Ce dernier n’est-il pas le premier responsable dans cette affaire ?

C’est une question de point de vue. Sa position est plutôt de dire qu’il a réduit les déficits avant les crises sanitaire et énergétique, ce qui est vrai. Qu’il a ensuite « sauvé » l’économie française lors de ces deux crises et que les comptes ont été alourdis à cause d’elles. D’autres diront au contraire que c’est en pariant sur un choc budgétaire au début du mandat d’Emmanuel Macron que Bruno Le Maire a commis une erreur. Il a réduit les impôts de 40 milliards d’euros, sans que cette perte de recettes soit compensée par des réductions de dépenses ou de nouveaux impôts.

Est-ce la raison du déficit actuel ?

Quatre facteurs expliquent la situation dans laquelle se trouvent nos comptes publics. Les services de Bercy se sont trompés dans leurs prévisions de croissance, tirées davantage par nos exportations que par notre consommation, qui ne correspond pas aux mêmes recettes fiscales. Ils se sont trompés sur le niveau d’inflation, qui affecte également les revenus. Et ils ont eu tort de parier que les recettes fiscales seraient supérieures à la croissance, ce que l’on appelle « l’élasticité des recettes au PIB ».
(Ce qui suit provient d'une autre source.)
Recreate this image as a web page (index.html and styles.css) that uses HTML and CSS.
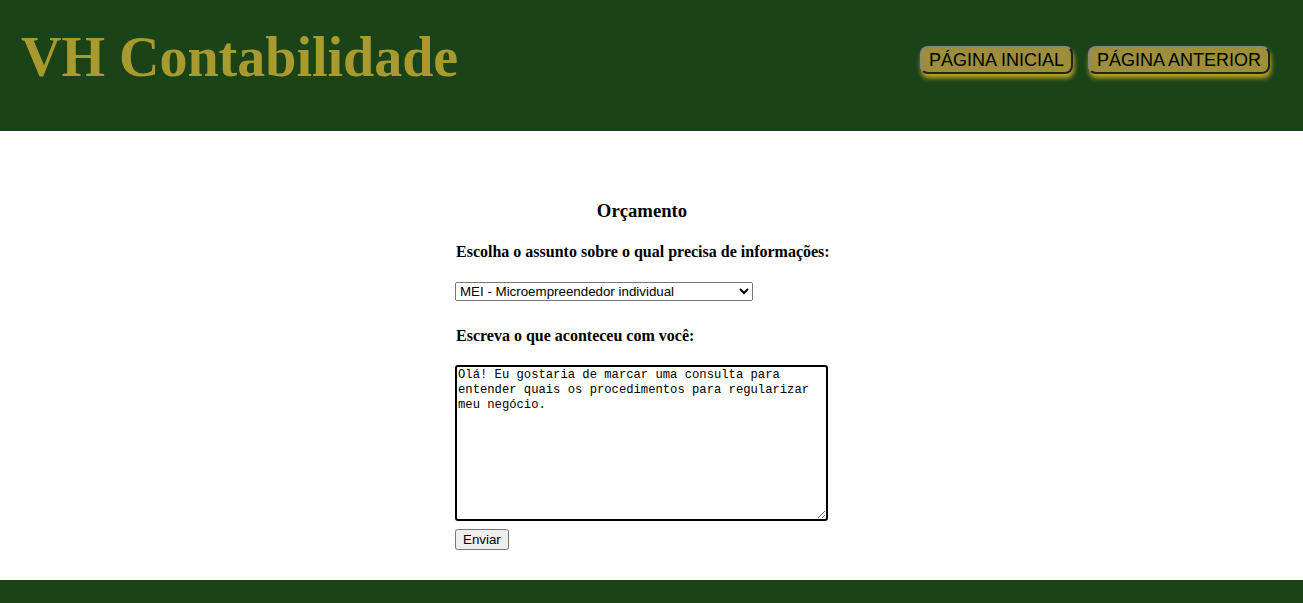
FILE: index.html
```html
<!DOCTYPE html>
<html lang="pt-BR">
<head>
<meta charset="utf-8">
<title>VH Contabilidade</title>
<link rel="stylesheet" href="styles.css">
</head>
<body>
<header class="topo">
  <h1 class="marca">VH Contabilidade</h1>
  <nav class="nav">
    <button class="nav-btn">PÁGINA INICIAL</button>
    <button class="nav-btn">PÁGINA ANTERIOR</button>
  </nav>
</header>
<main class="conteudo">
  <form class="form">
    <h3 class="titulo">Orçamento</h3>
    <label class="rotulo">Escolha o assunto sobre o qual precisa de informações:</label>
    <select class="sel">
      <option>MEI - Microempreendedor individual</option>
    </select>
    <label class="rotulo rotulo2">Escreva o que aconteceu com você:</label>
    <textarea class="texto">Olá! Eu gostaria de marcar uma consulta para entender quais os procedimentos para regularizar meu negócio.</textarea>
    <button type="button" class="enviar">Enviar</button>
  </form>
</main>
<footer class="rodape"></footer>
</body>
</html>
```
FILE: styles.css
```css
html, body {
  margin: 0;
  padding: 0;
}
body {
  font-family: "Liberation Serif", "Times New Roman", serif;
  background: #fff;
  color: #000;
}
.topo {
  background: #1a4318;
  height: 131px;
  display: flex;
  align-items: flex-start;
  justify-content: space-between;
  padding: 25px 33px 0 21px;
  box-sizing: border-box;
}
.marca {
  margin: 0;
  font-size: 56px;
  line-height: 64px;
  font-weight: bold;
  color: #a99a30;
  font-family: "Liberation Serif", "Times New Roman", serif;
}
.nav {
  display: flex;
  gap: 15px;
  padding-top: 21px;
}
.nav-btn {
  font-family: "Liberation Sans", Arial, sans-serif;
  font-size: 18px;
  color: #000;
  background: #9c8e3a;
  border: 2px solid;
  border-color: #888 #222 #222 #888;
  border-radius: 8px;
  padding: 0 7px;
  height: 28px;
  box-shadow: 1px 4px 5px #c9a72a;
}
.conteudo {
  padding: 68px 0 30px 455px;
}
.form {
  width: 374px;
  display: flex;
  flex-direction: column;
  align-items: flex-start;
}
.titulo {
  align-self: stretch;
  text-align: center;
  font-size: 18.7px;
  margin: 0 0 19px 0;
  line-height: 24px;
}
.rotulo {
  font-weight: bold;
  font-size: 16px;
  line-height: 19px;
  margin: 0 0 21px 1px;
  white-space: nowrap;
}
.rotulo2 {
  margin-top: 25px;
  margin-bottom: 20px;
}
.sel {
  width: 298px;
  height: 19px;
  font-family: "Liberation Sans", Arial, sans-serif;
  font-size: 13.33px;
  margin: 0;
}
.texto {
  width: 373px;
  height: 156px;
  box-sizing: border-box;
  border: 2px solid #000;
  border-radius: 3px;
  font-family: "Liberation Mono", "Courier New", monospace;
  font-size: 12.2px;
  line-height: 15px;
  padding: 1px 1px;
  margin: 0;
  resize: both;
  outline: none;
}
.enviar {
  margin-top: 8px;
  font-family: "Liberation Sans", Arial, sans-serif;
  font-size: 13.33px;
  height: 21px;
  padding: 1px 6px;
}
.rodape {
  background: #1a4318;
  height: 30px;
}
```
Quelle est la quatrième raison ?

C’est le dérapage des dépenses des collectivités locales, qui n’est pas maîtrisé. Lorsqu’on additionne le coût de ces quatre facteurs, on constate une dérive du déficit de 1,7% par rapport à ce qui était prévu.

Un effort de 60 milliards d’euros en 2024 suffira-t-il à combler ce trou abyssal ?

D’abord, selon nos calculs, il s’agira d’un effort de 44 milliards et non de 60. Ensuite, cela devrait ramener le déficit public autour de 5 %. Mais l’objectif du gouvernement est qu’il repasse sous la barre des 3% d’ici 2029. Il faudra donc faire un effort au moins comparable pendant plusieurs années.